**AIM OF THE TASK:**
Write out the data below exactly as given, without any of its pictures.

**SOURCE MATERIAL:**
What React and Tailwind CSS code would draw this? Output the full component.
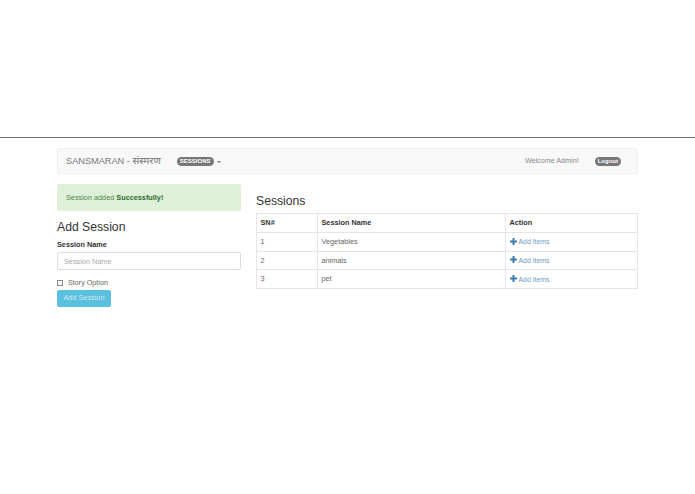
const F = { fontFamily: '"Liberation Sans", "Noto Sans", "Noto Sans CJK SC", sans-serif' };
const rows = [["1", "Vegetables"], ["2", "animals"], ["3", "pet"]];

function Plus() {
  return (
    <svg width="7" height="7" viewBox="0 0 7 7" className="mr-[2px] inline-block align-[-0.5px]">
      <path d="M2.5 0h2v2.5H7v2H4.5V7h-2V4.5H0v-2h2.5z" fill="#3f7cae" />
    </svg>
  );
}

export default function App() {
  return (
    <div style={F} className="h-[494px] w-[695px] overflow-hidden bg-white text-[7.3px] text-[#333]">
      <div className="h-[138px] border-b border-[#777]" />
      <div className="px-[57px] pt-[10px]">
        <nav className="flex h-[26px] w-[581px] items-center rounded-[2px] border border-[#efefef] bg-[#f8f8f8] pl-[8px] pr-[16px]">
          <span className="text-[9.2px] text-[#777]">SANSMARAN - <span className="text-[10.2px]">संस्मरण</span></span>
          <span className="ml-[16px] rounded-full bg-[#777] px-[3px] py-[1px] text-[6px] font-bold leading-[7px] text-white">SESSIONS</span>
          <span className="ml-[3px] mt-[1px] h-0 w-0 border-x-[2px] border-t-[2px] border-x-transparent border-t-[#777]" />
          <span className="ml-auto text-[7.2px] text-[#888]">Welcome Admin!</span>
          <span className="ml-[16px] rounded-full bg-[#777] px-[3px] py-[1px] text-[6px] font-bold leading-[7px] text-white">Logout</span>
        </nav>
        <div className="mt-[10px] flex items-start">
          <div className="w-[184px]">
            <div className="flex h-[27px] items-center rounded-[2px] border border-[#dff0d8] bg-[#dff0d8] pl-[8px] pt-[1px] text-[#4f8450]">
              <span>Session added <b className="text-[#2f6b30]">Successfully!</b></span>
            </div>
            <h3 className="mt-[9px] text-[12.2px] leading-[15px]">Add Session</h3>
            <label className="mt-[5px] block text-[7.3px] font-bold leading-[10px]">Session Name</label>
            <input
              readOnly
              placeholder="Session Name"
              className="mt-[2px] block h-[18px] w-full rounded-[2px] border border-[#ddd] px-[6px] text-[7.3px] placeholder:text-[#aaa]"
            />
            <div className="mt-[8px] flex h-[10px] items-center text-[#666]">
              <span className="h-[6px] w-[6px] border border-[#888] bg-white" />
              <span className="ml-[5px] text-[7.2px]">Story Option</span>
            </div>
            <button className="mt-[2px] block h-[17px] w-[54px] rounded-[2px] border border-[#5bc0de] bg-[#5bc0de] text-[7.3px] text-[#cfeaf4]">Add Session</button>
          </div>
          <div className="ml-[15px] w-[381.5px]">
            <h3 className="mt-[9px] text-[12.2px] leading-[16px]">Sessions</h3>
            <table className="mt-[4px] w-full table-fixed border-collapse border border-[#e6e6e6]">
              <thead>
                <tr className="h-[19px] text-left font-bold">
                  <th className="w-[61px] border border-[#e6e6e6] pl-[3.5px] pt-[1px]">SN#</th>
                  <th className="w-[188px] border border-[#e6e6e6] pl-[3.5px] pt-[1px]">Session Name</th>
                  <th className="border border-[#e6e6e6] pl-[3.5px] pt-[1px]">Action</th>
                </tr>
              </thead>
              <tbody>
                {rows.map(([n, name]) => (
                  <tr key={n} className="h-[18.7px] text-[#666]">
                    <td className="border border-[#e6e6e6] pl-[3.5px] pt-[1px]">{n}</td>
                    <td className="border border-[#e6e6e6] pl-[3.5px] pt-[1px]">{name}</td>
                    <td className="border border-[#e6e6e6] pl-[3.5px] pt-[1px] text-[6.9px] text-[#6f9cc0]"><Plus />Add Items</td>
                  </tr>
                ))}
              </tbody>
            </table>
          </div>
        </div>
      </div>
    </div>
  );
}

**EXERCISE RESPONSE:**
What React and Tailwind CSS code would draw this? Output the full component.
const F = { fontFamily: '"Liberation Sans", "Noto Sans", "Noto Sans CJK SC", sans-serif' };
const rows = [["1", "Vegetables"], ["2", "animals"], ["3", "pet"]];

function Plus() {
  return (
    <svg width="7" height="7" viewBox="0 0 7 7" className="mr-[2px] inline-block align-[-0.5px]">
      <path d="M2.5 0h2v2.5H7v2H4.5V7h-2V4.5H0v-2h2.5z" fill="#3f7cae" />
    </svg>
  );
}

export default function App() {
  return (
    <div style={F} className="h-[494px] w-[695px] overflow-hidden bg-white text-[7.3px] text-[#333]">
      <div className="h-[138px] border-b border-[#777]" />
      <div className="px-[57px] pt-[10px]">
        <nav className="flex h-[26px] w-[581px] items-center rounded-[2px] border border-[#efefef] bg-[#f8f8f8] pl-[8px] pr-[16px]">
          <span className="text-[9.2px] text-[#777]">SANSMARAN - <span className="text-[10.2px]">संस्मरण</span></span>
          <span className="ml-[16px] rounded-full bg-[#777] px-[3px] py-[1px] text-[6px] font-bold leading-[7px] text-white">SESSIONS</span>
          <span className="ml-[3px] mt-[1px] h-0 w-0 border-x-[2px] border-t-[2px] border-x-transparent border-t-[#777]" />
          <span className="ml-auto text-[7.2px] text-[#888]">Welcome Admin!</span>
          <span className="ml-[16px] rounded-full bg-[#777] px-[3px] py-[1px] text-[6px] font-bold leading-[7px] text-white">Logout</span>
        </nav>
        <div className="mt-[10px] flex items-start">
          <div className="w-[184px]">
            <div className="flex h-[27px] items-center rounded-[2px] border border-[#dff0d8] bg-[#dff0d8] pl-[8px] pt-[1px] text-[#4f8450]">
              <span>Session added <b className="text-[#2f6b30]">Successfully!</b></span>
            </div>
            <h3 className="mt-[9px] text-[12.2px] leading-[15px]">Add Session</h3>
            <label className="mt-[5px] block text-[7.3px] font-bold leading-[10px]">Session Name</label>
            <input
              readOnly
              placeholder="Session Name"
              className="mt-[2px] block h-[18px] w-full rounded-[2px] border border-[#ddd] px-[6px] text-[7.3px] placeholder:text-[#aaa]"
            />
            <div className="mt-[8px] flex h-[10px] items-center text-[#666]">
              <span className="h-[6px] w-[6px] border border-[#888] bg-white" />
              <span className="ml-[5px] text-[7.2px]">Story Option</span>
            </div>
            <button className="mt-[2px] block h-[17px] w-[54px] rounded-[2px] border border-[#5bc0de] bg-[#5bc0de] text-[7.3px] text-[#cfeaf4]">Add Session</button>
          </div>
          <div className="ml-[15px] w-[381.5px]">
            <h3 className="mt-[9px] text-[12.2px] leading-[16px]">Sessions</h3>
            <table className="mt-[4px] w-full table-fixed border-collapse border border-[#e6e6e6]">
              <thead>
                <tr className="h-[19px] text-left font-bold">
                  <th className="w-[61px] border border-[#e6e6e6] pl-[3.5px] pt-[1px]">SN#</th>
                  <th className="w-[188px] border border-[#e6e6e6] pl-[3.5px] pt-[1px]">Session Name</th>
                  <th className="border border-[#e6e6e6] pl-[3.5px] pt-[1px]">Action</th>
                </tr>
              </thead>
              <tbody>
                {rows.map(([n, name]) => (
                  <tr key={n} className="h-[18.7px] text-[#666]">
                    <td className="border border-[#e6e6e6] pl-[3.5px] pt-[1px]">{n}</td>
                    <td className="border border-[#e6e6e6] pl-[3.5px] pt-[1px]">{name}</td>
                    <td className="border border-[#e6e6e6] pl-[3.5px] pt-[1px] text-[6.9px] text-[#6f9cc0]"><Plus />Add Items</td>
                  </tr>
                ))}
              </tbody>
            </table>
          </div>
        </div>
      </div>
    </div>
  );
}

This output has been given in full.